La fotografia degli affari dell’imprenditore, svelata dalle complesse indagini del Ros dei carabinieri, ha anche il nome della Servizi Autostrade del mare. Una società formalmente intestata a Francesco Caruso e alla consorte Stefania Di Napoli ma di fatto ritenuta gestita da Ercolano e dal capo provinciale di Cosa nostra Vincenzo Aiello. Tra il 2005 e il 2006 la società ha stipulato un contratto di noleggio di tre navi per collegare la Sicilia alla Calabria con la società Amadeus spa in parte riconducibile ad Amedeo Matacena, ex parlamentare nazionale condannato in via definitiva per concorso esterno in associazione mafiosa e attualmente latitante a Dubai.

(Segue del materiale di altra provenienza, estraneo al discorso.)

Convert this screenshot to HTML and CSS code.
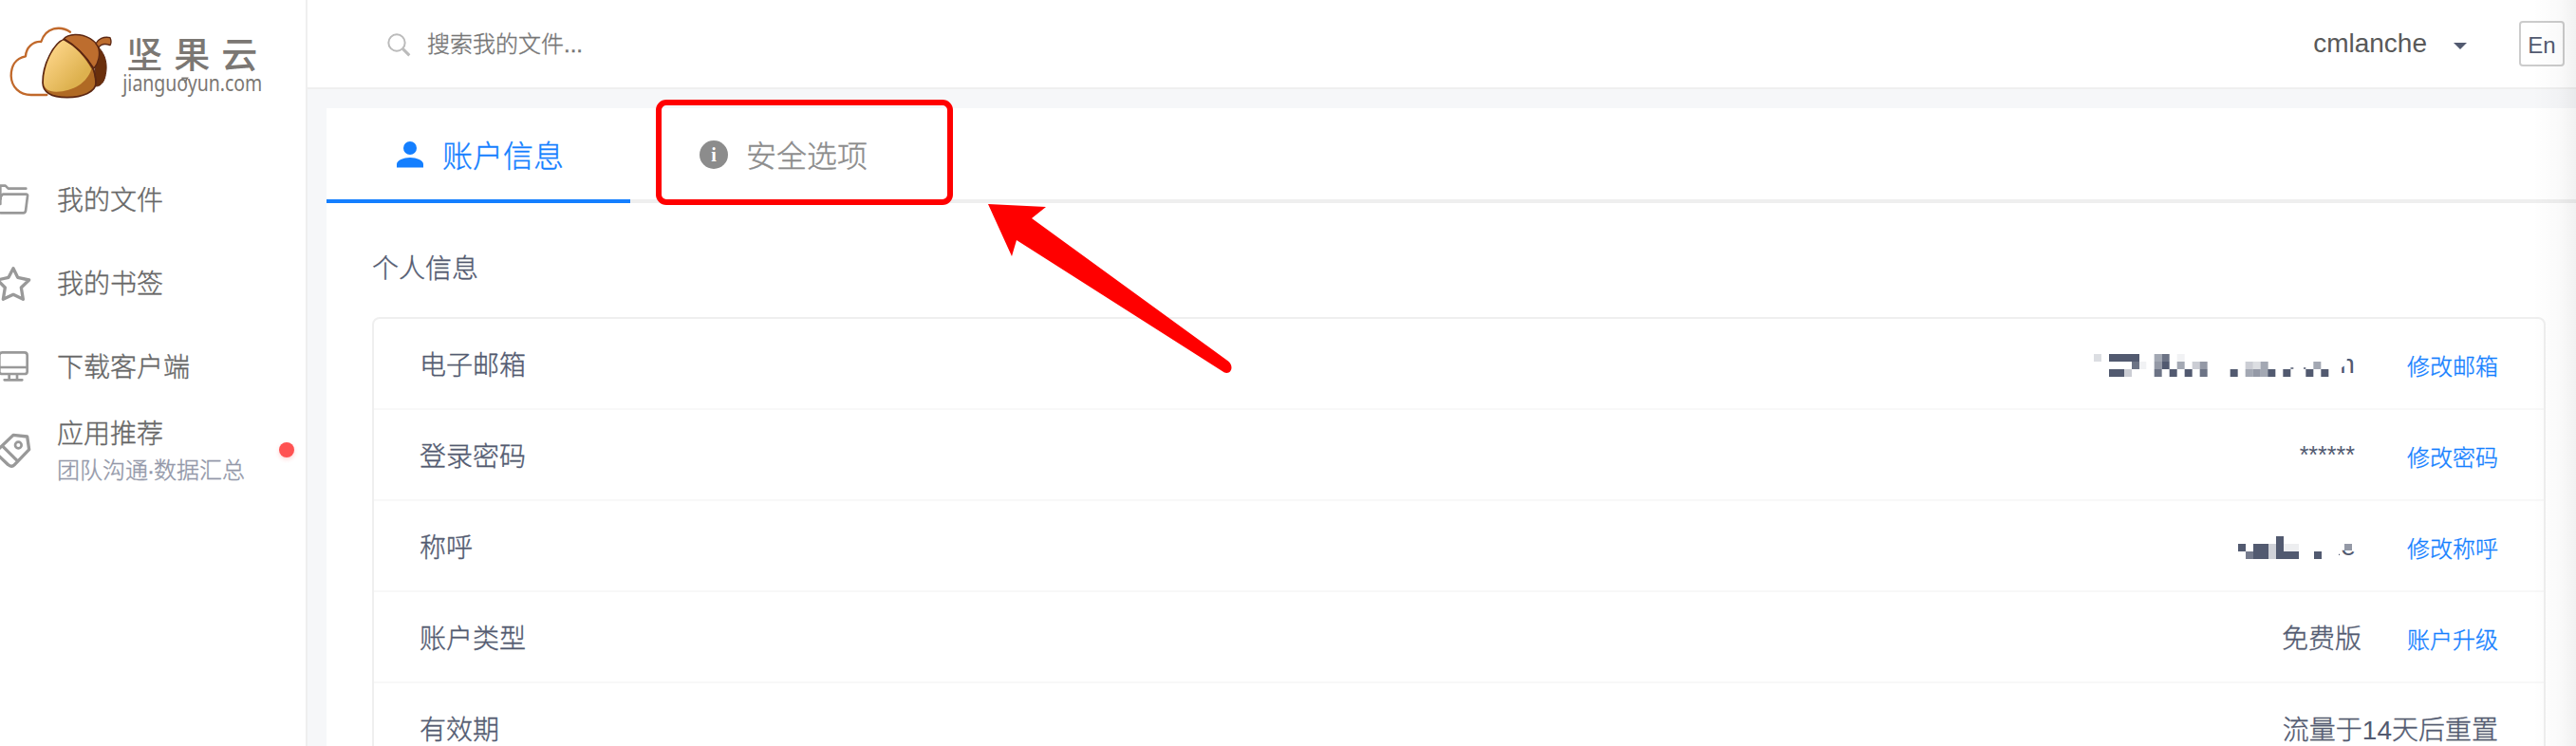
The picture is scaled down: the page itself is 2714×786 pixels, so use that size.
FILE: index.html
```html
<!DOCTYPE html>
<html lang="zh-CN">
<head>
<meta charset="utf-8">
<title>坚果云 - 账户信息</title>
<link rel="stylesheet" href="styles.css">
</head>
<body>
<div class="app">
  <aside class="sidebar">
    <svg class="logo" viewBox="0 0 966 390">
      <defs>
        <linearGradient id="nut" x1="0" y1="0" x2="1" y2="1">
          <stop offset="0.1" stop-color="#ffd78c"/><stop offset="0.75" stop-color="#ddb14e"/>
        </linearGradient>
      </defs>
      <path class="cloud" d="M222 101C190 80 145 86 130 132C105 130 82 150 81 178C48 184 35 210 35 240C36 275 62 300 98 300H148"/>
      <path class="acorn-dark" d="M312 150C335 175 340 205 334 235C330 258 320 272 304 273L300 220Z"/>
      <path class="acorn-cap" d="M200 124C215 106 255 104 285 122C300 132 306 138 309 146C319 170 311 200 297 216C270 175 240 145 200 124Z"/>
      <path class="acorn-cap" d="M303 138C309 124 328 114 348 119C352 128 352 136 348 143C330 136 320 138 312 150Z"/>
      <path class="acorn-low" d="M204 124C170 135 134 205 135 262C136 295 165 308 212 308C262 308 303 290 303 262C302 245 300 228 292 213C270 177 240 145 204 124Z"/>
      <path fill="url(#nut)" d="M203 126C170 140 138 205 138 262C139 280 152 290 178 290C232 288 275 262 289 218C268 180 238 147 203 126Z"/>
      <path class="acorn-line" d="M200 124C240 145 275 180 295 218C302 233 303 248 303 268"/>
      <text class="brand" x="400 550 700" y="212">坚果云</text>
      <text class="domain" x="388" y="288" textLength="441" lengthAdjust="spacingAndGlyphs">jianguoyun.com</text>
      <path class="domain-mark" d="M574 247H592L584 262"/>
    </svg>
    <nav class="nav">
      <a class="nav-item">
        <svg class="nav-icon" viewBox="0 0 102 120"><path d="M0 77H17L26 86H82M2 120V112L9 104H82Q88 104 87 110L81 157Q80 163 74 163H2M1 77V135" transform="translate(0 -60)"/></svg>
        <span class="nav-text">我的文件</span>
      </a>
      <a class="nav-item">
        <svg class="nav-icon" viewBox="0 0 102 120"><path class="bold" d="M42 14L56 43L92 51L67 75L73 112L42 97L10 112L16 75L-8 51L27 43Z"/></svg>
        <span class="nav-text">我的书签</span>
      </a>
      <a class="nav-item">
        <svg class="nav-icon" viewBox="0 0 102 120"><path d="M-2 25Q-2 16 7 16H77Q86 16 86 25V77Q86 84 77 84H7Q-2 84 -2 77ZM-2 63H86M29 84V102M54 84V102M14 103H70"/></svg>
        <span class="nav-text">下载客户端</span>
      </a>
      <a class="nav-item nav-apps">
        <svg class="nav-icon" viewBox="0 0 102 120"><path class="bold" d="M-10 63L42 13L86 18L92 59L46 107Q36 117 26 107L-10 73M9 49L52 92"/><circle cx="58" cy="45" r="10"/></svg>
        <span class="nav-text">应用推荐<small>团队沟通<b>·</b>数据汇总</small></span>
        <i class="dot"></i>
      </a>
    </nav>
  </aside>

  <div class="main">
    <header class="topbar">
      <svg class="search-icon" viewBox="0 0 75 75"><circle cx="30" cy="30" r="26"/><path d="M49 49L70 70"/></svg>
      <span class="search-text">搜索我的文件...</span>
      <span class="user">cmlanche</span>
      <i class="caret"></i>
      <span class="lang">En</span>
    </header>

    <section class="panel">
      <div class="tabs">
        <div class="tab active">
          <svg class="tab-icon" viewBox="0 0 28 28"><circle cx="14" cy="7" r="7"/><path d="M0 27.500V24C0 20 7 17 14 17S28 20 28 24V27.500Z"/></svg>
          <span>账户信息</span>
        </div>
        <div class="tab">
          <svg class="tab-icon info" viewBox="0 0 30 30"><circle cx="15" cy="15" r="15"/><text x="15" y="21.500" text-anchor="middle">i</text></svg>
          <span>安全选项</span>
          <div class="highlight"></div>
        </div>
      </div>

      <div class="content">
        <h2 class="title">个人信息</h2>
        <div class="card">
          <div class="row">
            <span class="label">电子邮箱</span>
            <svg class="mosaic email" viewBox="45 18 846 288">
              <defs><clipPath id="cutN"><path d="M831 175L848 165L848 140H875V200H831Z"/></clipPath></defs>
              <g fill="#525a70">
                <path d="M96 132h96v24h-96zM96 180h48v24h-48zM263 156h24v24h-24zM287 180h24v24h-24zM335 180h24v24h-24zM479 180h24v24h-24zM598 180h24v24h-24zM646 180h24v24h-24zM718 180h24v24h-24zM766 180h24v24h-24zM670 175h9v4h-9zM711 175h7v4h-7z"/>
                <path opacity=".85" d="M168 156h24v24h-24zM263 132h24v24h-24zM239 180h24v24h-24zM383 180h24v24h-24z"/>
                <path opacity=".62" d="M239 156h24v24h-24zM383 156h24v24h-24zM551 180h24v24h-24z"/>
                <path opacity=".53" d="M239 132h24v24h-24zM311 156h24v24h-24zM527 180h24v24h-24zM575 156h24v24h-24zM575 180h24v24h-24zM742 156h24v24h-24z"/>
                <path opacity=".3" d="M144 180h24v24h-24zM359 156h24v24h-24zM527 156h24v24h-24z"/>
                <path opacity=".2" d="M48 132h24v24h-24zM551 156h24v24h-24z"/>
                <path opacity=".08" d="M192 156h22v24h-22zM311 132h24v24h-24z"/>
              </g>
              <text class="rest" x="826" y="192" clip-path="url(#cutN)">n</text>
            </svg>
            <a class="link">修改邮箱</a>
          </div>
          <div class="row">
            <span class="label">登录密码</span>
            <span class="value stars">******</span>
            <a class="link">修改密码</a>
          </div>
          <div class="row">
            <span class="label">称呼</span>
            <svg class="mosaic name" viewBox="-39 264 600 288">
              <defs><clipPath id="cutE"><path d="M500 422h44v20h-44z"/></clipPath></defs>
              <g fill="#525a70">
                <path d="M174 402h24v24h-24zM222 402h48v48h-48zM294 378h24v48h48v24h-72zM414 426h24v24h-24zM492 434h3v4h-3z"/>
                <path opacity=".8" d="M198 426h24v24h-24z"/>
                <path opacity=".62" d="M510 402h24v21h-24z"/>
                <path opacity=".27" d="M270 402h24v48h-24z"/>
                <path opacity=".1" d="M318 402h48v24h-48z"/>
              </g>
              <text class="rest" x="499" y="438" clip-path="url(#cutE)">e</text>
            </svg>
            <a class="link">修改称呼</a>
          </div>
          <div class="row">
            <span class="label">账户类型</span>
            <span class="value">免费版</span>
            <a class="link">账户升级</a>
          </div>
          <div class="row">
            <span class="label">有效期</span>
            <span class="value last">流量于<b>14</b>天后重置</span>
          </div>
        </div>
      </div>
    </section>
  </div>
</div>
<svg class="arrow" viewBox="0 0 260 180"><path d="M1 0L62 3L47 15L254 165.500C260 170 258 180 250 177.500L31 38L26 55Z"/></svg>
<div class="edge-shade"></div>
</body>
</html>
```
FILE: styles.css
```css
* { box-sizing: border-box; }
body {
  margin: 0;
  height: 786px;
  overflow: hidden;
  position: relative;
  background: #fff;
  font-family: "Liberation Sans", "Noto Sans CJK SC", sans-serif;
  font-weight: 300;
  -webkit-text-stroke: .35px currentColor;
  color: #525a70;
}
svg { display: block; flex: none; -webkit-text-stroke: 0; }
b { font-weight: inherit; }
.app { display: flex; height: 786px; overflow: hidden; }

.sidebar { width: 324px; flex: none; border-right: 2px solid #efefef; }
.logo { width: 322px; height: 130px; }
.cloud { fill: none; stroke: #c1692b; stroke-width: 7; stroke-linecap: round; stroke-linejoin: round; }
.acorn-cap { fill: #bd6d2e; stroke: #5c2712; stroke-width: 4; stroke-linejoin: round; }
.acorn-dark { fill: #6a2f0c; stroke: #5c2712; stroke-width: 3; }
.acorn-low { fill: #b06a24; stroke: #5c2712; stroke-width: 5; }
.acorn-line { fill: none; stroke: #5c2712; stroke-width: 4; }
.brand { font: 500 114px "Noto Sans CJK SC", sans-serif; fill: #7b7773; }
.domain { font: 400 68px "Noto Sans", sans-serif; fill: #7b7773; }
.domain-mark { fill: none; stroke: #7b7773; stroke-width: 5; }

.nav { padding-top: 36px; }
.nav-item { display: flex; align-items: center; height: 88px; color: #666; }
.nav-icon { width: 34px; height: 40px; fill: none; stroke: #999; stroke-width: 8; stroke-linecap: round; stroke-linejoin: round; }
.nav-icon .bold { stroke-width: 10; }
.nav-text { margin-left: 26px; padding-top: 3px; font-size: 28px; line-height: 40px; }
.nav-text small { display: block; font-size: 24px; line-height: 36px; color: #9297a8; }
.nav-text small b { margin: 0 -1px; }
.dot { width: 16px; height: 16px; margin-left: auto; margin-right: 12px; border-radius: 50%; background: #ff5252; box-shadow: 0 2px 4px rgba(255, 82, 82, .25); }

.main { flex: 1; min-width: 0; background: #f6f7f9; }
.topbar { display: flex; align-items: center; height: 94px; padding: 0 12px 0 84px; border-bottom: 2px solid #efefef; background: #fff; }
.search-icon { width: 25px; height: 25px; margin-top: 3px; fill: none; stroke: #bbb; stroke-width: 6; }
.search-icon path { stroke-width: 9; }
.search-text { margin-left: 17px; padding-top: 1px; font-size: 24px; line-height: 36px; color: #757575; }
.user { margin-left: auto; font-size: 28px; line-height: 36px; color: #595959; -webkit-text-stroke: 0; }
.caret { margin: 4px 55px 0 28px; border: 7px solid transparent; border-top-color: #525a70; border-bottom: 0; }
.lang { width: 48px; height: 48px; border: 2px solid #ccc; border-radius: 4px; font-size: 24px; line-height: 48px; text-align: center; -webkit-text-stroke: 0; }

.panel { margin: 20px 0 0 20px; height: 700px; background: #fff; }
.tabs { display: flex; height: 100px; box-shadow: inset 0 -4px #efefef; }
.tab { position: relative; display: flex; align-items: center; width: 320px; padding: 0 0 0 74px; border-bottom: 4px solid transparent; font-size: 32px; color: #8c8c8c; }
.tab.active { color: #147fff; border-color: #147fff; }
.tab-icon { width: 28px; height: 28px; margin-top: 2px; margin-right: 20px; fill: currentColor; }
.tab-icon.info { width: 30px; height: 30px; margin: 2px 19px 0 -1px; }
.tab-icon text { font: 700 20px "Liberation Serif", serif; fill: #fff; }
.highlight { position: absolute; left: 27px; top: -9px; width: 313px; height: 111px; border: 6px solid #f00; border-radius: 11px; }

.content { padding: 50px 32px 0 48px; }
.title { margin: 0 0 30px; font-size: 28px; line-height: 40px; font-weight: 300; }
.card { border: 2px solid #efefef; border-radius: 8px; height: 520px; }
.row { display: flex; align-items: center; height: 96px; padding: 0 48px; border-bottom: 2px solid #f8f8f8; font-size: 28px; }
.label { margin-right: auto; }
.link { width: 96px; margin-left: 48px; padding-top: 2px; font-size: 24px; color: #147fff; }
.stars { font-size: 25px; margin-right: 7px; -webkit-text-stroke: 0; }
.last b { -webkit-text-stroke: 0; }
.mosaic { height: 96px; margin-right: 1px; }
.mosaic.email { width: 282px; }
.mosaic.name { width: 200px; }
.rest { font: 84px "Liberation Sans", sans-serif; fill: #525a70; }

.arrow { position: absolute; left: 1040px; top: 215px; width: 260px; height: 180px; fill: #f00; }
.edge-shade { position: absolute; right: 0; top: 0; width: 46px; height: 786px; background: linear-gradient(to right, rgba(0, 0, 0, 0), rgba(0, 0, 0, .02) 60%, rgba(0, 0, 0, .055)); }
```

Tra le contestazioni che vengono mosse a vario titolo agli imputati c’è anche quella di aver «impedito o ostacolato il libero esercizio del voto per procurare consensi ad altri in occasione di consultazioni elettorali». La vicenda è direttamente collegata al partito degli autotrasportatori. Un movimento dietro il quale si celerebbero i nomi di Caruso e Scuto. I due nel 2009, in vista delle elezioni europee, avrebbero cercato di accreditarsi dall’allora presidente regionale Raffaele Lombardo. In occasione di quella tornata elettorale, il logo autonomista finisce così su decine di tir grazie a un’intesa elettorale ufficialmente formalizzata. A fare da garante per la buona riuscita dell’accordo, secondo gli investigatori, sarebbe stato il deputato regionale Giovanni Cristaudo (già condannato in appello per concorso alla mafia nel processo Iblis ndr).
Per vincere la nuova battaglia giudiziaria Enzo Ercolano ha deciso di affidarsi agli avvocati Francesco Antille e Fabio Federico. Quest’ultimo è anche il legale del fratello Aldo, condannato all’ergastolo per l’omicidio del giornalista Pippo Fava. In passato Enzo ha avuto la meglio in diversi processi. È stato assolto per non aver commesso il fatto nel procedimento scaturito dall’inchiesta Sud Pontino della procura di Napoli, che aveva svelato i legami tra Cosa nostra e Camorra nell’ambito dei trasporti. E ha goduto, grazie a una sentenza del 2002, di un risarcimento economico per ingiusta detenzione.